The worldwide spread of the COVID-19 virus has had an impact on families in numerous ways. For people who are divorced or having marital problems, the complications have been even harder, and less-widely recognized. There have been numerous cases of divorced parents arguing about how to arrange visitation during the pandemic, with disagreement over how strictly they must adhere to safety guidelines as the basis for some parents’ refusal to return their children.
One of the more obscure aspects of the law that affects divorced or separated parents is that of parental abduction. When one parent doesn’t return a child to the other parent as legally agreed upon, that can trigger a host of legal actions. If all of that is going on in a single country, its legal system will turn to its own code of law and rules about child custody to decide what to do.
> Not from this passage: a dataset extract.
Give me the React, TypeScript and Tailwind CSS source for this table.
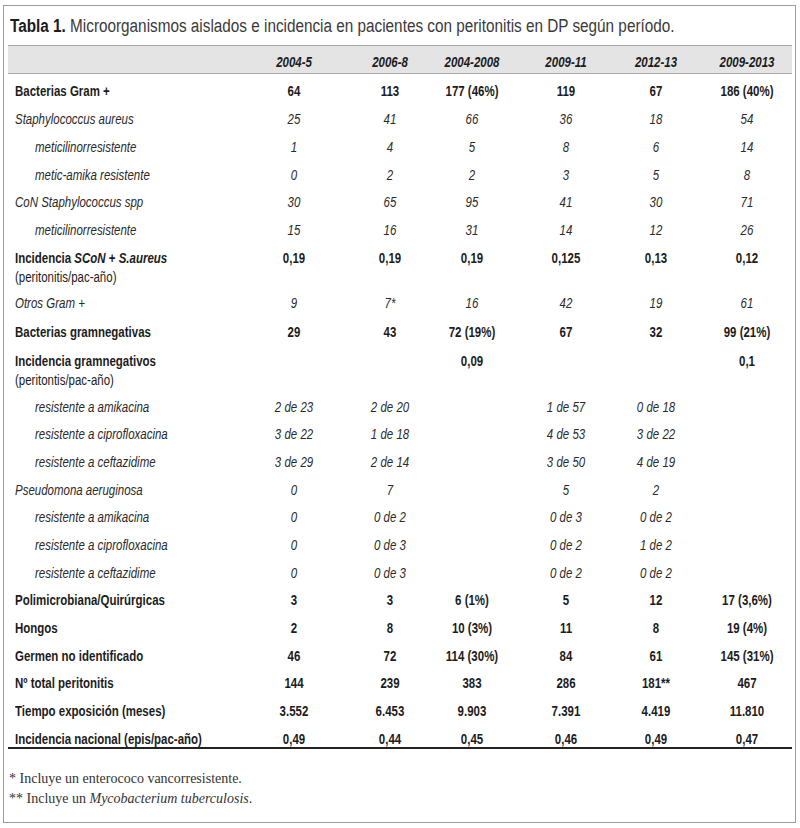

Even more complicated, though, are the cases in which the parental abduction is international, with one parent taking the children to a different country or keeping them there while the other parent tries to get them back. The agreement known as the Hague Convention on the Civil Aspects of International Child Abduction sets rules for how the legal systems of each country should resolve cases of child abduction and where the cases should be resolved. (See “A Child in a Strange Land,” in AmiLiving Issue #82.)
According to Jay Hait, an attorney who heads a law practice in Israel that specializes in family law and handles many Hague cases, the coronavirus pandemic has had some effect on these cases, although maybe not in the way you might think.
A personal story
Jay’s focus came about because of his own life story.
Originaly from the United States, he had lived in Israel for a few years in the 1980s, during which time he served in the Israeli Defense Forces and also attended university. Back in the States, he became a lawyer in 1997 and was working in a practice in New York.
“When I came back to Israel in 2004 I married an Israeli, and at first I was flying back and forth. Unfortunately, that didn’t work out too well and we ended up getting divorced, and I got custody of our three minor children. I soon realized that my original plan to fly back and forth to New York wasn’t going to work, so I ended up changing my area of law so I could get a license in Israel. In the United States, I’d practiced securities law. Because I saw how messed up the system was, I started a family law practice with four employees. One of the things we are known for is kidnapping cases.”
Jay explained that his work resonates with him personally.
“It’s very emotional for me, because I believe that if people want to raise their children in Israel they should be doing that,” he said. “But there’s a proper way to do it. You don’t just say to someone, ‘Let’s go to Israel,’ and then make it permanent.”
The definition of “abduction”
Although the legal term for these cases is “parental abduction,” Jay says that most of his cases don’t involve what we would typically think of as a kidnapping. Rather, some involve a divorced parent refusing to return children who have come for a visit. Others are simply a disagreement about where a family should live.
“In Israel, we have a large immigrant population, but a certain percentage move here and say, ‘Hey, this isn’t what I thought it would be.’ They want to go back to where they came from. But wham! They can’t just go back.”
Of course, the parent who wants to return to America could go back on their own, but if he or she wants the right to bring the child along, they need to file a Hague case.
Jay’s description of these cases startled me, because I had thought that Hague cases usually involved situations in which a couple was already divorced or separated. But in fact, he said that in many instances the marriage was functional up until the dispute over where the family should live.
“Most people who get to the litigation stage in Hague cases do end up getting divorced,” he said. “But that’s not always the case. Sometimes, when they realize that they aren’t going to get their way, they try to work on the marriage. A lot of times it’s an ideological difference, and those marriages can occasionally be saved.
“I would say that most of my cases don’t reach litigation, in part because I don’t want to destroy families.”